Eigentlich ist sie mittlerweile ganz zufrieden mit ihrem Leben: Sie hat ihre tägliche Routine, in ihrem Umfeld wird sie akzeptiert, und sie mag, was sie tut. Für ihre Familie jedoch und die wenigen Bekannten, zu denen sie Kontakt pflegt, stellt die über 30-jährige studierte, ledige Aushilfskraft im 24/7-Supermarkt den Bodensatz der Gesellschaft dar. Sie ist einfach nicht normal!

Keiko ist in der Tat eine Außenseiterin bis zu dem Tag, an dem sie eine Aushilfstätigkeit in einem Convenience Store antritt. Lediglich in ihrer Arbeit im Konbini findet ihre Existenz einen Sinn.
Jeden Morgen und jeden Abend bereitet sich Keiko ein einfaches Mahl aus Zutaten aus dem Konbini. Luxus benötigt sie nicht. Sie achtet darauf fit für den nächsten Arbeitstag zu sein, dazu gehört Nahrung zu sich zu nehmen und ausreichend zu schlafen. Ihr Körper und ihr Leben gehören dem Konbini. Sie studiert den Wetterbericht, und auf dem Weg zur Arbeit achtet sie auf Veränderungen wie Baustellen oder neue Convenience Stores, denn solche Dinge können das Kundenaufkommen und die Nachfragen nach bestimmten Artikeln beeinflussen.
Sie geht zur Arbeit, zieht ihre Uniform an, leistet den Morgenappell, füllt Ladenregale auf, kassiert die Waren ab und begrüßt die Kunden in genau dem gleichgestellten Tonfall, der allen Angestellten beigebracht wurde.
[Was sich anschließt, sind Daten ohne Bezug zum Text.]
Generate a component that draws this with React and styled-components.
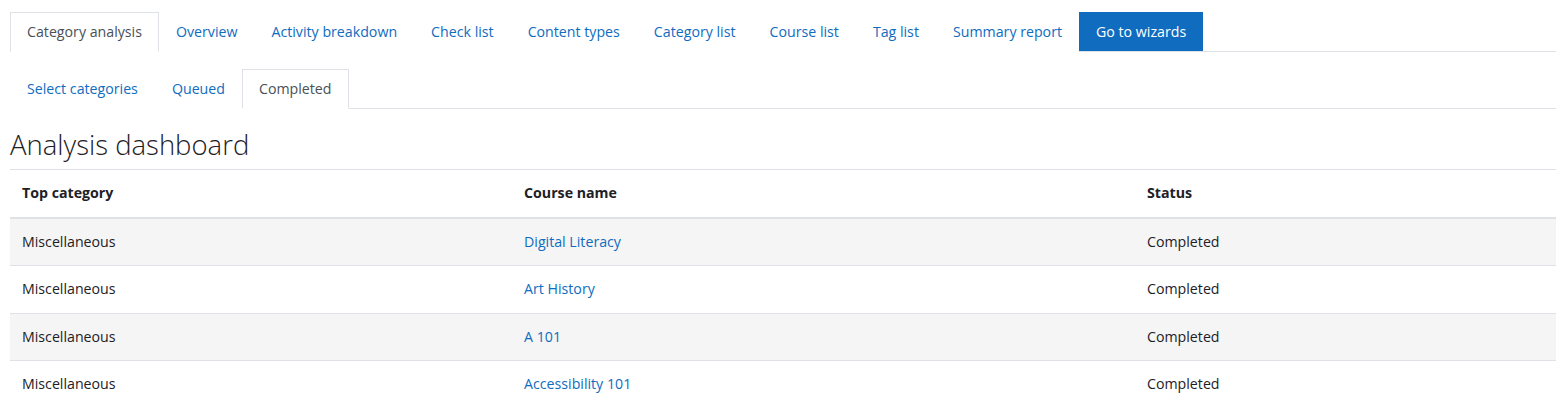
import React from "react";
import styled, { createGlobalStyle } from "styled-components";

const GlobalStyle = createGlobalStyle`
  body {
    margin: 0;
    background: #fff;
    font-family: "Open Sans", "Noto Sans", sans-serif;
    font-size: 14.2px;
    color: #1d2125;
  }
`;

const Page = styled.div`
  padding: 12px 9px 0 10px;
`;

const Tabs = styled.div`
  display: flex;
  align-items: flex-end;
  border-bottom: 1px solid #dee2e6;
  margin-top: ${props => props.mt || 0}px;
`;

const Tab = styled.a`
  display: block;
  padding: 8px 16px;
  line-height: 22px;
  border: 1px solid ${props => (props.active ? "#dee2e6" : "transparent")};
  border-bottom-color: ${props => (props.active ? "#fff" : "transparent")};
  margin-bottom: -1px;
  background: #fff;
  color: ${props => (props.active ? "#495057" : "#0f6cbf")};
  white-space: nowrap;
  cursor: pointer;
`;

const WizardButton = styled.button`
  font: inherit;
  line-height: 23px;
  padding: 8px 17px;
  border: 0;
  background: #0f6cbf;
  color: #fff;
  white-space: nowrap;
`;

const Heading = styled.h2`
  margin: 19px 0 7px;
  font-size: 27.5px;
  font-weight: 300;
  line-height: 34px;
  color: #1d2125;
`;

const Table = styled.table`
  width: 100%;
  border-collapse: collapse;
  table-layout: fixed;
`;

const Th = styled.th`
  text-align: left;
  font-weight: 700;
  padding: 12px;
  line-height: 22.5px;
  border-top: 1px solid #dee2e6;
  border-bottom: 2px solid #dee2e6;
  width: ${props => props.w || "auto"};
`;

const Row = styled.tr`
  background: ${props => (props.striped ? "#f5f5f5" : "#fff")};
`;

const Td = styled.td`
  padding: 12px;
  line-height: 22.5px;
  border-bottom: 1px solid #dee2e6;
`;

const Link = styled.a`
  color: #0f6cbf;
  text-decoration: none;
`;

const mainTabs = [
  "Category analysis",
  "Overview",
  "Activity breakdown",
  "Check list",
  "Content types",
  "Category list",
  "Course list",
  "Tag list",
  "Summary report"
];

const subTabs = ["Select categories", "Queued", "Completed"];

const rows = [
  { cat: "Miscellaneous", course: "Digital Literacy", status: "Completed" },
  { cat: "Miscellaneous", course: "Art History", status: "Completed" },
  { cat: "Miscellaneous", course: "A 101", status: "Completed" },
  { cat: "Miscellaneous", course: "Accessibility 101", status: "Completed" }
];

export default function App() {
  return (
    <Page>
      <GlobalStyle />
      <Tabs>
        {mainTabs.map((t, i) => (
          <Tab key={t} active={i === 0}>
            {t}
          </Tab>
        ))}
        <WizardButton>Go to wizards</WizardButton>
      </Tabs>
      <Tabs mt={17}>
        {subTabs.map((t, i) => (
          <Tab key={t} active={i === 2}>
            {t}
          </Tab>
        ))}
      </Tabs>
      <Heading>Analysis dashboard</Heading>
      <Table>
        <thead>
          <tr>
            <Th w="478px">Top category</Th>
            <Th w="599px">Course name</Th>
            <Th>Status</Th>
          </tr>
        </thead>
        <tbody>
          {rows.map((r, i) => (
            <Row key={r.course} striped={i % 2 === 0}>
              <Td>{r.cat}</Td>
              <Td>
                <Link>{r.course}</Link>
              </Td>
              <Td>{r.status}</Td>
            </Row>
          ))}
        </tbody>
      </Table>
    </Page>
  );
}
Keiko gibt auf der Arbeit ihr bestes, denn nur dort ist sie ein vollwertiges, produktives Mitglied.
Um bei ihren Kollegen einen normalen Anschein zu erwecken, immitiert sie deren Verhalten und Sprechweise, sogar deren Kleidung kauft sie nach, denn sie selbst weiß eigentlich gar nicht, was für ein Typ ist sie ist (und eigentlich interessiert sie das auch gar nicht).

Bei einem Treffen ihrer früheren Mitschülerinnen, von denen viele verheiratet und Mütter sind, kommt ihr die Idee einer Zweckbeziehung. Sie stellt sich vor einen Mann zu suchen und mit ihm Kinder zu zeugen, damit ihre ehemaligen Mitschülerinnen und ihre Schwester sie für normal und angepasst halten.
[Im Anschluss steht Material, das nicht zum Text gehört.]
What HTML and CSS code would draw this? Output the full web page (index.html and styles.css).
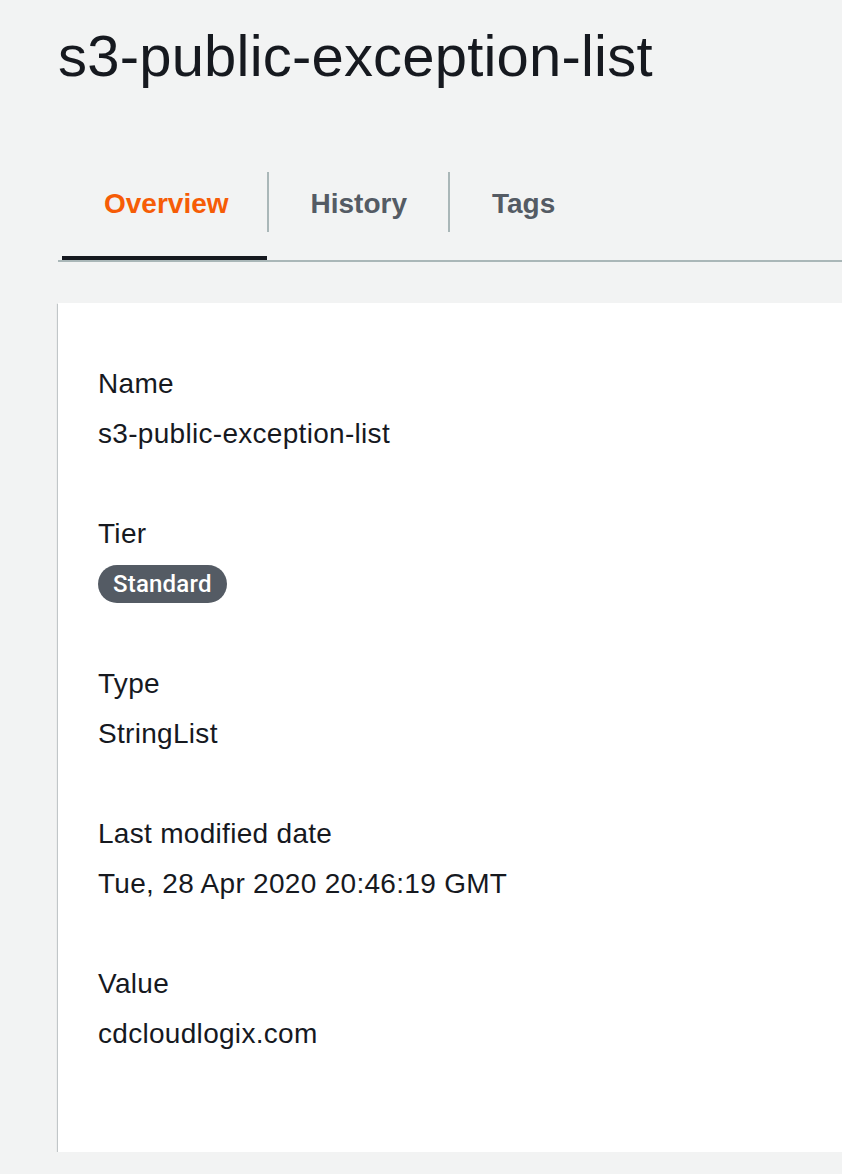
FILE: index.html
```html
<!DOCTYPE html>
<html lang="en">
<head>
<meta charset="utf-8">
<title>s3-public-exception-list</title>
<link rel="stylesheet" href="styles.css">
</head>
<body>
<div class="page">
  <h1 class="title">s3-public-exception-list</h1>
  <nav class="tabs">
    <a class="tab active">Overview</a>
    <span class="sep"></span>
    <a class="tab">History</a>
    <span class="sep"></span>
    <a class="tab">Tags</a>
  </nav>
  <section class="card">
    <div class="field">
      <div class="label">Name</div>
      <div class="value">s3-public-exception-list</div>
    </div>
    <div class="field">
      <div class="label">Tier</div>
      <div class="value"><span class="badge">Standard</span></div>
    </div>
    <div class="field">
      <div class="label">Type</div>
      <div class="value">StringList</div>
    </div>
    <div class="field">
      <div class="label">Last modified date</div>
      <div class="value">Tue, 28 Apr 2020 20:46:19 GMT</div>
    </div>
    <div class="field">
      <div class="label">Value</div>
      <div class="value">cdcloudlogix.com</div>
    </div>
  </section>
</div>
</body>
</html>
```

FILE: styles.css
```css
html, body {
  margin: 0;
  padding: 0;
  background: #f2f3f3;
}

body {
  font-family: "Liberation Sans", Arial, sans-serif;
  color: #16191f;
}

.page {
  padding-left: 58px;
}

.title {
  margin: 22px 0 0;
  font-size: 58px;
  line-height: 68px;
  font-weight: 400;
  color: #16191f;
  letter-spacing: 0.2px;
}

.tabs {
  display: flex;
  align-items: flex-start;
  margin-top: 70px;
  padding-left: 4px;
  border-bottom: 2px solid #aab7b8;
}

.tab {
  display: block;
  padding: 14px 41px 22px 42px;
  line-height: 60px;
  font-size: 28px;
  font-weight: 700;
  color: #545b64;
  border-bottom: 4px solid transparent;
}

.tab.active {
  padding-right: 38px;
  color: #f65c06;
  border-bottom-color: #16191f;
}

.sep {
  width: 2px;
  height: 60px;
  margin-top: 12px;
  background: #aab7b8;
}

.card {
  margin-top: 41px;
  background: #ffffff;
  padding: 56px 40px 43px;
  box-shadow: 0 1px 1px 0 rgba(0, 28, 36, 0.35), -1px 1px 1px 0 rgba(0, 28, 36, 0.15);
}

.field {
  margin-bottom: 50px;
}

.label,
.value {
  font-size: 28px;
  line-height: 50px;
  height: 50px;
  color: #16191f;
  letter-spacing: 0.3px;
}

.value {
  display: flex;
  align-items: center;
}

.badge {
  display: inline-flex;
  align-items: center;
  height: 38px;
  padding: 0 15px;
  border-radius: 19px;
  background: #545b64;
  color: #ffffff;
  font-family: Roboto, "Liberation Sans", sans-serif;
  font-size: 24px;
  font-weight: 500;
  letter-spacing: 0.2px;
}
```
Als sich die Gelegenheit für eine Wendung in ihrem Leben ergibt, muss Keiko sich entscheiden...

Das Buch ist enorm flüssig wegzulesen, und dabei musste ich mehr als einmal schmunzeln. Der Realbezug zu Japan ist der Geschichte deutlich anzumerken: Der Arbeitseifer, das Bild der unverheirateten Frau (die spätestens in den 30ern normalerweise heiratet und aus dem Berufsleben ausscheidet, um sich gänzlich der Haushaltsführung und Kindeserziehung zu widmen) oder die gesellschaftliche Ausgrenzung von Menschen, die sich nicht anpassen wollen.
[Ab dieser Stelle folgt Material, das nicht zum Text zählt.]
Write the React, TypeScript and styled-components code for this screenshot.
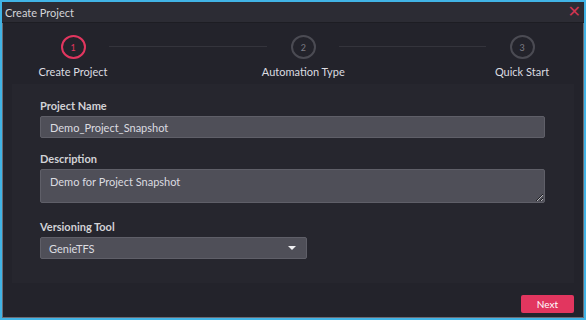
import React from "react";
import styled, { createGlobalStyle } from "styled-components";

const pink = "#e2365f";
const text = "#dcdce0";

const GlobalStyle = createGlobalStyle`
  html, body {
    margin: 0;
    padding: 0;
    background: #23232b;
  }
  * {
    box-sizing: border-box;
  }
`;

const Frame = styled.div`
  width: 586px;
  height: 320px;
  border: 2px solid #41b4e6;
  box-shadow: inset 0 0 0 1px #6c6c74;
  background: #23232b;
  display: flex;
  flex-direction: column;
  font-family: Lato, "Open Sans", sans-serif;
  color: ${text};
`;

const TitleBar = styled.div`
  height: 21px;
  flex-shrink: 0;
  background: #2c2c34;
  border-bottom: 1px solid #1d1d23;
  display: flex;
  align-items: center;
  justify-content: space-between;
  padding: 0 3px 0 3px;
  font-size: 11px;
  color: #d4d4d8;
`;

const Close = styled.button`
  border: 0;
  background: none;
  padding: 0;
  color: #cf3552;
  font-family: "DejaVu Sans", sans-serif;
  font-size: 16px;
  line-height: 1;
  cursor: pointer;
`;

const Stepper = styled.div`
  display: flex;
  align-items: flex-start;
  padding: 12px 22px 0 31px;
  height: 61px;
  flex-shrink: 0;
`;

const Step = styled.div`
  width: 80px;
  display: flex;
  flex-direction: column;
  align-items: center;
  gap: 6px;
`;

const Circle = styled.div<{ $active?: boolean }>`
  width: 25px;
  height: 24px;
  border-radius: 50%;
  border: 2px solid ${(p) => (p.$active ? pink : "#4b4b53")};
  color: ${(p) => (p.$active ? pink : "#7c7c84")};
  font-size: 9px;
  display: flex;
  align-items: center;
  justify-content: center;
`;

const StepLabel = styled.div`
  font-size: 11px;
  white-space: nowrap;
`;

const Line = styled.div<{ $grow: number }>`
  flex: ${(p) => p.$grow};
  height: 1px;
  background: #34343c;
  margin: 11px -4px 0;
`;

const Panel = styled.div`
  margin: 0 10px;
  padding: 16px 29px 24px 28px;
  background: #26262e;
  display: flex;
  flex-direction: column;
`;

const Label = styled.label`
  font-size: 11px;
  font-weight: 700;
  color: #d2d2d6;
  line-height: 12px;
  margin-bottom: 4px;
`;

const fieldStyle = `
  width: 100%;
  background: #4f4f58;
  border: 1px solid #5f5f68;
  border-radius: 2px;
  color: #dcdce0;
  font-family: Lato, "Open Sans", sans-serif;
  font-size: 11px;
  outline: none;
`;

const Input = styled.input`
  ${fieldStyle}
  height: 22px;
  padding: 0 9px;
  margin-bottom: 15px;
`;

const TextArea = styled.textarea`
  ${fieldStyle}
  height: 34px;
  padding: 5px 9px;
  resize: vertical;
  margin-bottom: 18px;
`;

const Select = styled.div`
  ${fieldStyle}
  width: 267px;
  height: 22px;
  padding: 0 8px;
  display: flex;
  align-items: center;
  justify-content: space-between;
`;

const Caret = styled.span`
  width: 0;
  height: 0;
  border-left: 4px solid transparent;
  border-right: 4px solid transparent;
  border-top: 4px solid #f0f0f2;
  margin-right: 2px;
`;

const Footer = styled.div`
  flex: 1;
  display: flex;
  justify-content: flex-end;
  align-items: flex-start;
  padding: 12px 10px 0 0;
`;

const NextButton = styled.button`
  width: 53px;
  height: 18px;
  border: 0;
  border-radius: 2px;
  background: ${pink};
  color: #fff;
  font-family: Lato, "Open Sans", sans-serif;
  font-size: 10px;
  padding: 0;
`;

const steps = ["Create Project", "Automation Type", "Quick Start"];

export default function App() {
  return (
    <>
      <GlobalStyle />
      <Frame>
        <TitleBar>
          <span>Create Project</span>
          <Close>✕</Close>
        </TitleBar>
        <Stepper>
          {steps.map((s, i) => (
            <React.Fragment key={s}>
              {i > 0 && <Line $grow={i === 1 ? 150 : 139} />}
              <Step>
                <Circle $active={i === 0}>{i + 1}</Circle>
                <StepLabel>{s}</StepLabel>
              </Step>
            </React.Fragment>
          ))}
        </Stepper>
        <Panel>
          <Label>Project Name</Label>
          <Input defaultValue="Demo_Project_Snapshot" />
          <Label>Description</Label>
          <TextArea defaultValue="Demo for Project Snapshot" />
          <Label>Versioning Tool</Label>
          <Select>
            <span>GenieTFS</span>
            <Caret />
          </Select>
        </Panel>
        <Footer>
          <NextButton>Next</NextButton>
        </Footer>
      </Frame>
    </>
  );
}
Interessant ist, dass Sayaka Murata mit ihrer Protagonistin einen Menschen geschaffen hat, der das japanische Gesellschaftsbild nicht nur akzeptiert (und dabei das eine oder andere stillschweigend kritisiert), sondern in der Gleichförmigkeit aufgeht und darin erst sinnstiftende Formung ihres Lebens sieht.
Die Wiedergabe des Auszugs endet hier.